The one thing it doesn’t cover is the decorating I mentioned earlier. We did some massive shops at Walmart and Ikea, which got us sorted on bedding etc, but with no budget set aside for this kind of thing and all our contingency gone, it is pretty painful to hand over the credit card.
Feeling the goodwill
Now that we’ve found a few more charity shops, we have cut our costs significantly. We’ve come to rely on them and why not – they are well-stocked and cheap. We’ve replaced the hats that both boys have lost, the sunglasses that both boys have lost (twice), the shoes that both boys have lost, found life jackets, baseball mitts, bike helmets, school books, t-shirts for the kids, kitchen stuff, books, movies – it’s a budget shoppers paradise!

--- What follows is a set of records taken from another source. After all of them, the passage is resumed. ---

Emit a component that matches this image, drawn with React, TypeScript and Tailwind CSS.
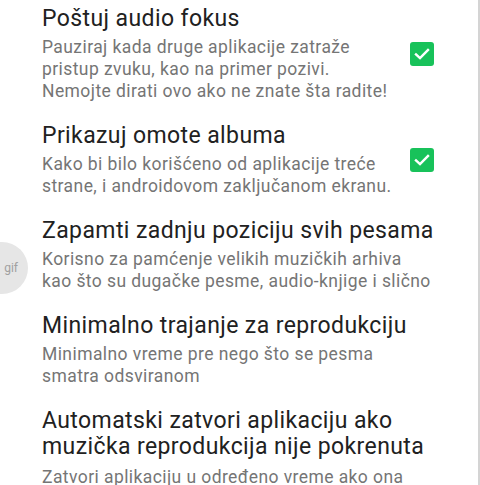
import React from "react";

function Check() {
  return (
    <div className="w-6 h-6 rounded-[3px] bg-[#18c25a] flex items-center justify-center shrink-0">
      <svg width="18" height="18" viewBox="0 0 18 18" fill="none">
        <path d="M3 9.5 L7 13.2 L15 5" stroke="white" strokeWidth="2.4" strokeLinecap="square" />
      </svg>
    </div>
  );
}

type Item = { title: string[]; sub: string[]; check?: boolean };

const items: Item[] = [
  {
    title: ["Poštuj audio fokus"],
    sub: [
      "Pauziraj kada druge aplikacije zatraže",
      "pristup zvuku, kao na primer pozivi.",
      "Nemojte dirati ovo ako ne znate šta radite!",
    ],
    check: true,
  },
  {
    title: ["Prikazuj omote albuma"],
    sub: ["Kako bi bilo korišćeno od aplikacije treće", "strane, i androidovom zaključanom ekranu."],
    check: true,
  },
  {
    title: ["Zapamti zadnju poziciju svih pesama"],
    sub: ["Korisno za pamćenje velikih muzičkih arhiva", "kao što su dugačke pesme, audio-knjige i slično"],
  },
  {
    title: ["Minimalno trajanje za reprodukciju"],
    sub: ["Minimalno vreme pre nego što se pesma", "smatra odsviranom"],
  },
  {
    title: ["Automatski zatvori aplikaciju ako", "muzička reprodukcija nije pokrenuta"],
    sub: ["Zatvori aplikaciju u određeno vreme ako ona", "nije u upotrebi"],
  },
];

export default function App() {
  return (
    <div
      className="relative h-[485px] overflow-hidden bg-white border-r-2 border-[#d4d4d4]"
      style={{ fontFamily: "Roboto, 'Noto Sans', sans-serif" }}
    >
      <div className="flex flex-col gap-[21px] pt-[6px] pl-[42px] pr-[44px]">
        {items.map((it, i) => (
          <div key={i} className="flex items-center">
            <div className="flex-1 min-w-0">
              <div className="text-[23px] leading-[26px] tracking-[0.4px] text-[#212121] whitespace-nowrap">
                {it.title.map((t, j) => (
                  <div key={j}>{t}</div>
                ))}
              </div>
              <div
                className={`${i === 4 ? "mt-[6px]" : "mt-[4px]"} text-[17.5px] leading-[22px] tracking-[0.42px] text-[#757575] whitespace-nowrap`}
              >
                {it.sub.map((t, j) => (
                  <div key={j}>{t}</div>
                ))}
              </div>
            </div>
            {it.check && <Check />}
          </div>
        ))}
      </div>
      <div className="absolute left-[-24px] top-[242px] w-[52px] h-[52px] rounded-full bg-[#e6e6e6] flex items-center justify-end pr-[10px]">
        <span className="text-[12px] text-[#a0a0a0]" style={{ fontFamily: "Roboto, sans-serif" }}>gif</span>
      </div>
    </div>
  );
}
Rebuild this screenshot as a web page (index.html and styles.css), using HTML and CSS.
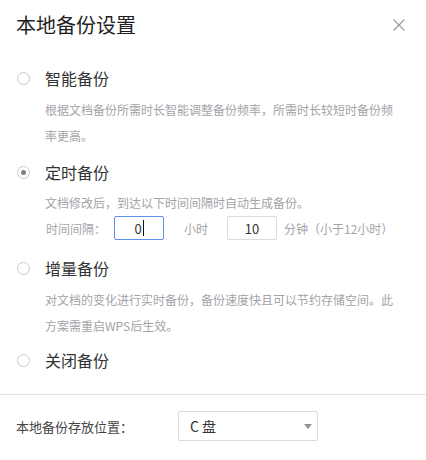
FILE: index.html
```html
<!DOCTYPE html>
<html lang="zh-CN">
<head>
<meta charset="utf-8">
<title>本地备份设置</title>
<link rel="stylesheet" href="styles.css">
</head>
<body>
<div class="dialog">
  <header class="head">
    <h1 class="title">本地备份设置</h1>
    <button class="close" aria-label="关闭">
      <svg width="12" height="12" viewBox="0 0 12 12"><path d="M0.5 0.5L11.5 11.5M11.5 0.5L0.5 11.5" stroke="#9a9aa6" stroke-width="1.2" fill="none"/></svg>
    </button>
  </header>
  <div class="options">
    <div class="opt opt-1">
      <div class="opt-head"><span class="radio"></span><span class="opt-title">智能备份</span></div>
      <p class="desc">根据文档备份所需时长智能调整备份频率，所需时长较短时备份频率更高。</p>
    </div>
    <div class="opt opt-2">
      <div class="opt-head"><span class="radio checked"></span><span class="opt-title">定时备份</span></div>
      <p class="desc desc-short">文档修改后，到达以下时间间隔时自动生成备份。</p>
      <div class="time-row">
        <span class="lbl">时间间隔：</span>
        <span class="num active">0<span class="caret"></span></span>
        <span class="unit">小时</span>
        <span class="num">10</span>
        <span class="unit-last">分钟（小于12小时）</span>
      </div>
    </div>
    <div class="opt opt-3">
      <div class="opt-head"><span class="radio"></span><span class="opt-title">增量备份</span></div>
      <p class="desc">对文档的变化进行实时备份，备份速度快且可以节约存储空间。此方案需重启WPS后生效。</p>
    </div>
    <div class="opt opt-4">
      <div class="opt-head"><span class="radio"></span><span class="opt-title">关闭备份</span></div>
    </div>
  </div>
  <div class="footer">
    <span class="foot-label">本地备份存放位置：</span>
    <div class="select"><span class="sel-text">C 盘</span><span class="arrow"></span></div>
  </div>
</div>
</body>
</html>
```
FILE: styles.css
```css
html, body {
  margin: 0;
  padding: 0;
  background: #fff;
}
body {
  width: 426px;
  height: 460px;
  overflow: hidden;
  font-family: "Noto Sans CJK SC", "Microsoft YaHei", "Noto Sans", sans-serif;
}
.dialog {
  width: 426px;
}
.head {
  height: 50px;
  box-sizing: border-box;
  padding: 0 21px 0 16px;
  display: flex;
  align-items: center;
  justify-content: space-between;
}
.title {
  margin: 0;
  font-size: 20px;
  font-weight: 400;
  line-height: 24px;
  color: #1f1f1f;
}
.close {
  width: 12px;
  height: 12px;
  padding: 0;
  border: 0;
  background: none;
  display: flex;
}
.options {
  padding: 16px 24px 0 17px;
}
.opt-2 { margin-top: 11px; }
.opt-3 { margin-top: 16px; }
.opt-4 { margin-top: 9px; }
.opt-head {
  display: flex;
  align-items: center;
  height: 24px;
}
.radio {
  width: 13px;
  height: 13px;
  box-sizing: border-box;
  border: 1px solid #c9c9cf;
  border-radius: 50%;
  margin-right: 15px;
  display: flex;
  align-items: center;
  justify-content: center;
  flex: none;
}
.radio.checked::after {
  content: "";
  width: 5px;
  height: 5px;
  border-radius: 50%;
  background: #7d7f88;
}
.opt-title {
  font-size: 16px;
  line-height: 24px;
  color: #333;
}
.desc {
  margin: 7px 0 0 28px;
  font-size: 12px;
  line-height: 26px;
  color: #a3a3a8;
}
.desc-short {
  margin-top: 6px;
}
.time-row {
  margin-left: 29px;
  height: 24px;
  display: flex;
  align-items: center;
  font-size: 12px;
  color: #a3a3a8;
}
.lbl {
  margin-right: 8px;
}
.num {
  width: 50px;
  height: 24px;
  box-sizing: border-box;
  border: 1px solid #dcdcdf;
  border-radius: 2px;
  display: flex;
  align-items: center;
  justify-content: center;
  font-size: 13px;
  color: #333;
}
.num.active {
  border-color: #5b8ff0;
}
.caret {
  width: 1px;
  height: 16px;
  background: #111;
  margin-left: 1px;
}
.unit {
  margin: 0 19px 0 20px;
}
.unit-last {
  margin-left: 7px;
}
.footer {
  margin-top: 22px;
  border-top: 1px solid #e2e2e6;
  padding: 16px 16px 0;
  display: flex;
  align-items: center;
}
.foot-label {
  width: 162px;
  font-size: 13px;
  color: #444;
}
.select {
  width: 140px;
  height: 30px;
  box-sizing: border-box;
  border: 1px solid #dcdcdf;
  border-radius: 2px;
  padding: 0 5px 0 11px;
  display: flex;
  align-items: center;
  justify-content: space-between;
}
.sel-text {
  font-size: 14px;
  color: #333;
}
.arrow {
  width: 0;
  height: 0;
  border-left: 4px solid transparent;
  border-right: 4px solid transparent;
  border-top: 5px solid #8e909a;
}
```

We’ve also made good use of yard sales. I was looking forward to these – sifting through piles of useful bus stuff whilst drinking homemade lemonade… that’s what happens, right? Evidently not. I’ve only found one so far and it was a miserable affair down a long, deserted road in a lot full of garages. All she was selling was old VHS videos and romance novels. I was just about to give up when I found a rather lovely king-size patchwork quilt. Just what I needed. Hurrah! There may not be lemonade but I’m still gunning for yard sales for potential bus furnishing on a budget.
And so the budget for next month…
It’s not quite Thelma and Louise time yet, we’ve managed to stay within budget both months and will hopefully stretch those good times for the next 10. Our balancing act will continue – the West Coast is potentially more expensive for camping but we’ve hopefully got less to spend on bus decoration. We have more visitors coming, which means more going out for dinners, but perhaps food costs will come down because more people = more choice and cheaper options. Then again, perhaps it won’t. Perhaps Brexit won’t happen, the pound will become strong and everything will be affordable again. Then I’ll be going out and hitting more than that first flush of drunk!!!